As stated by Miuccia Prada, President of Fondazione Prada, “I have been thinking about this project for years, and finally we are ready to commit to this intent, thanks the support of a group of philosophers, scientists and researchers that form the scientific board of ‘Human Brains’. During the 25 year-long activity of Fondazione Prada, I have always wished to work on relevant cultural ideas. This specific project devoted to neuroscience is maybe our most important so far: for a visual art institution such as the Fondazione Prada, dealing with science is a true challenge, as it will have to give voice and shape to the ideas of the researchers. This dialogue that starts now to embody the project ‘Human Brains’ underlines the importance of cooperation, in order to give value and disseminate meaningful studies and practices for our present.”
An open project in constant evolution, “Human Brains” aims to experiment new collaboration and dialogue methods among scientists and scholars thus testing innovative communication formats addressed to a heterogeneous and international public.
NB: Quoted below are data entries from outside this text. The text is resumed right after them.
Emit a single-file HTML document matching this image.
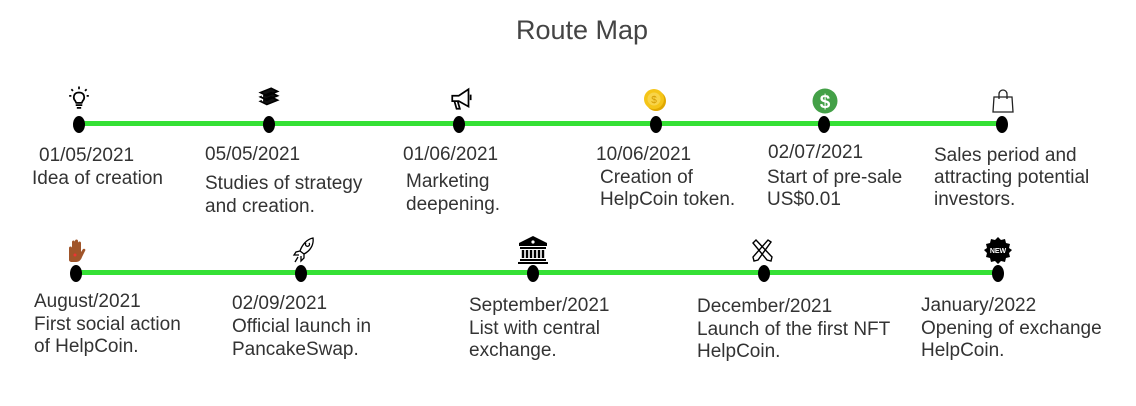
<!DOCTYPE html>
<html><head><meta charset="utf-8"><style>
body{margin:0;width:1136px;height:406px;background:#fff;position:relative;overflow:hidden;font-family:"Liberation Sans",Arial,sans-serif;color:#333}
.t{position:absolute;font-size:19px;line-height:22px;white-space:nowrap}
.line{position:absolute;height:5px;background:#35e035}
.dot{position:absolute;width:12px;height:17px;border-radius:50%;background:#000}
svg{position:absolute}
</style></head><body>
<div class="t" style="left:0;width:1164px;text-align:center;top:15px;font-size:27px;line-height:30px;color:#444">Route Map</div>

<div class="line" style="left:79px;width:923px;top:121px"></div>
<div class="dot" style="left:73px;top:116px"></div>
<div class="dot" style="left:263px;top:116px"></div>
<div class="dot" style="left:453px;top:116px"></div>
<div class="dot" style="left:650px;top:116px"></div>
<div class="dot" style="left:818px;top:116px"></div>
<div class="dot" style="left:996px;top:116px"></div>

<div class="line" style="left:76px;width:922px;top:270px"></div>
<div class="dot" style="left:70px;top:265px"></div>
<div class="dot" style="left:295px;top:265px"></div>
<div class="dot" style="left:527px;top:265px"></div>
<div class="dot" style="left:758px;top:265px"></div>
<div class="dot" style="left:992px;top:265px"></div>

<svg style="left:67px;top:86px" width="24" height="24" viewBox="0 0 22 22" fill="none" stroke="#000" stroke-width="1.6"><path d="M7.5 13.5c-2-2-2-7.5 3.5-7.5s5.5 5.5 3.5 7.5l-1 2h-5z M8 17.5h6 M9 20h4"/><path d="M2 9h2M18 9h2M4 3l1.5 1.5M18 3l-1.5 1.5M11 0.5v2.5"/></svg>
<svg style="left:257px;top:87px" width="24" height="22" viewBox="0 0 22 20"><path d="M3 5l10-4 6 3-10 4z M3 9l10-4 6 3-10 4z M3 13l10-4 6 3-10 4z" fill="#111" stroke="#000" stroke-width="1.4"/><path d="M5 7v2M5 11v2M5 15v2" stroke="#fff" stroke-width="1.2"/></svg>
<svg style="left:449px;top:87px" width="26" height="24" viewBox="0 0 24 22" fill="none" stroke="#000" stroke-width="1.6"><path d="M3 8h6l9-6v16l-9-5H3z M5 13l2 7h3l-2-7 M20 7v5"/></svg>
<svg style="left:643px;top:88px" width="24" height="24" viewBox="0 0 24 24"><circle cx="13" cy="13" r="10" fill="#e0a800"/><circle cx="11" cy="11" r="10" fill="#f5c518"/><circle cx="11" cy="11" r="6.5" fill="#f8d44a"/><text x="11" y="15" font-size="10" text-anchor="middle" fill="#d49b00" font-family="Liberation Sans">$</text></svg>
<svg style="left:812px;top:88px" width="26" height="26" viewBox="0 0 26 26"><circle cx="13" cy="13" r="12.5" fill="#43a047"/><text x="13" y="20" font-size="19" font-weight="bold" text-anchor="middle" fill="#fff" font-family="Liberation Sans">$</text></svg>
<svg style="left:991px;top:89px" width="24" height="25" viewBox="0 0 24 25" fill="none" stroke="#222" stroke-width="1.3"><path d="M3 8h18l1 15H2z M8 10V5a4 4 0 018 0v5"/></svg>

<svg style="left:64px;top:238px" width="24" height="26" viewBox="0 0 24 26"><path d="M5 24V10c0-2 3-2 3 0V4c0-2 3-2 3 0v-1c0-2 3-2 3 0v2c0-2 3-2 3 0v9l2-3c2-1 3 1 2 2l-3 6c-1 3-3 5-6 5H8c-2 0-3-1-3-2z" fill="#a0552a"/><circle cx="11" cy="17" r="1.5" fill="#e33"/></svg>
<svg style="left:291px;top:236px" width="26" height="28" viewBox="0 0 26 28" fill="none" stroke="#000" stroke-width="1.3"><path d="M22 2c-6 1-11 7-13 13l4 3c6-3 10-9 9-16z M9 15l-4 1-2 3 5 0 M13 18l0 4 -3 3 0-5 M7 21l-3 5 M15 7a2 2 0 103 0"/></svg>
<svg style="left:517px;top:235px" width="32" height="29" viewBox="0 0 32 29"><path d="M16 1L2 8v3h28V8z" fill="#000"/><circle cx="16" cy="7" r="1.6" fill="#fff"/><rect x="3" y="12" width="26" height="2" fill="#000"/><path d="M6 15v8M10 15v8M14 15v8M18 15v8M22 15v8M26 15v8" stroke="#000" stroke-width="2.4"/><rect x="3" y="24" width="26" height="2" fill="#000"/><rect x="1" y="27" width="30" height="2" fill="#000"/></svg>
<svg style="left:750px;top:238px" width="24" height="25" viewBox="0 0 24 25" fill="none" stroke="#000" stroke-width="1.4"><path d="M3 5l3-3 16 17-1 4-4-1z M21 4l-3-2-15 17 1 4 4-1z"/></svg>
<svg style="left:984px;top:236px" width="28" height="28" viewBox="0 0 28 28"><path d="M14 1l3 3 4-1 1 4 4 1-1 4 3 2-3 3 1 4-4 1-1 4-4-1-3 3-3-3-4 1-1-4-4-1 1-4-3-3 3-2-1-4 4-1 1-4 4 1z" fill="#000"/><text x="14" y="17" font-size="7" font-weight="bold" text-anchor="middle" fill="#fff" font-family="Liberation Sans">NEW</text></svg>

<div class="t" style="left:39px;top:145px">01/05/2021</div>
<div class="t" style="left:32px;top:168px">Idea of creation</div>
<div class="t" style="left:205px;top:144px">05/05/2021</div>
<div class="t" style="left:205px;top:172px;line-height:23px">Studies of strategy<br>and creation.</div>
<div class="t" style="left:403px;top:144px">01/06/2021</div>
<div class="t" style="left:406px;top:170px;line-height:23px">Marketing<br>deepening.</div>
<div class="t" style="left:596px;top:144px">10/06/2021</div>
<div class="t" style="left:600px;top:167px;line-height:22px">Creation of<br>HelpCoin token.</div>
<div class="t" style="left:768px;top:142px">02/07/2021</div>
<div class="t" style="left:767px;top:167px;line-height:22px">Start of pre-sale<br>US$0.01</div>
<div class="t" style="left:934px;top:145px;line-height:22px">Sales period and<br>attracting potential<br>investors.</div>

<div class="t" style="left:34px;top:291px;line-height:22.5px">August/2021<br>First social action<br>of HelpCoin.</div>
<div class="t" style="left:232px;top:292px;line-height:23px">02/09/2021<br>Official launch in<br>PancakeSwap.</div>
<div class="t" style="left:469px;top:295px;line-height:22.5px">September/2021<br>List with central<br>exchange.</div>
<div class="t" style="left:697px;top:296px;line-height:22.5px">December/2021<br>Launch of the first NFT<br>HelpCoin.</div>
<div class="t" style="left:921px;top:295px;line-height:22.5px">January/2022<br>Opening of exchange<br>HelpCoin.</div>
</body></html>
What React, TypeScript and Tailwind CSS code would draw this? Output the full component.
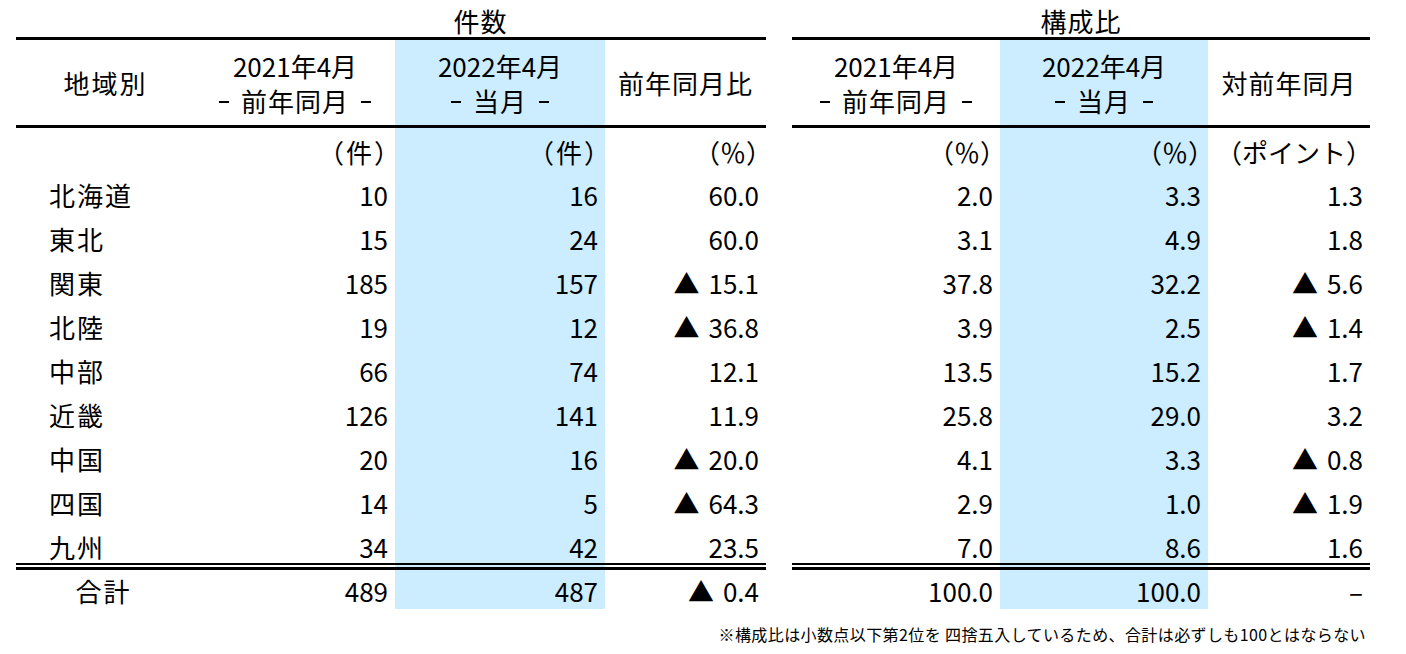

The first part of “Human Brains” will be featured from November 9 to 13, 2020 (7-9pm CET) during the online conference “Culture and Consciousness” on an interactive platform linked to Fondazione Prada’s website: humanbrains.fondazioneprada.org. The event will be structured in five daily discussions focused on the study of consciousness in neurosciences. Each panel will include a debate between two scholars from different disciplines coordinated by one or more moderators.
Speakers include neurobiologist Jean-Pierre Changeux, neuroscientist Antonio Damasio, cognitive psychologist Stanislas Dehaene, philosopher Michele Di Francesco, neurobiologist Eve Marder, neurolinguist Andrea Moro, neuroscientist Mavi Sanchez-Vives, neuroscientist Idan Segev, anthropologist Ian Tattersal, and psychiatrist and neuroscientist Giulio Tononi.
The “Human Brains” initiative is centered on the brain, a unique organ for the complexity of its functions, which are fundamental to characterize human beings. The scope of the investigation will survey different fields: from neurobiology to philosophy, from psychology to neurochemistry, from linguistics to artificial intelligence and robots. The brain will be analyzed from an anatomical-functional point of view, while also focusing on the brain aging processes and on neurodegenerative diseases.
As stated by Giancarlo Comi, President of scientific board of “Human Brains,” “the path of understanding the mechanisms that allow our brain to produce thought and feel emotions, to create admirable works, has roots far back in time, but has had an incredible acceleration in the last fifty years thanks to science. ‘Human Brains’ wants to start from these roots and project into the future using the scientific method, with an approach at the same time rigorous but open, aware that not all questions can be answered.”
The second chapter of “Human Brains,” scheduled for 2021 at Fondazione Prada’s venue in Milan, consists of an international conference accompanied by an exhibition project. It aims at comparing thirteen of the most prestigious neuroscience international institutes on progress of research in terms of normal and pathological aging of our brain. In 2022 Fondazione Prada’s Venice venue will host an immersive exhibition, curated by Udo Kittelmann in dialogue with the scientific board, dedicated to brain studies that will mark the third phase of “Human Brains.”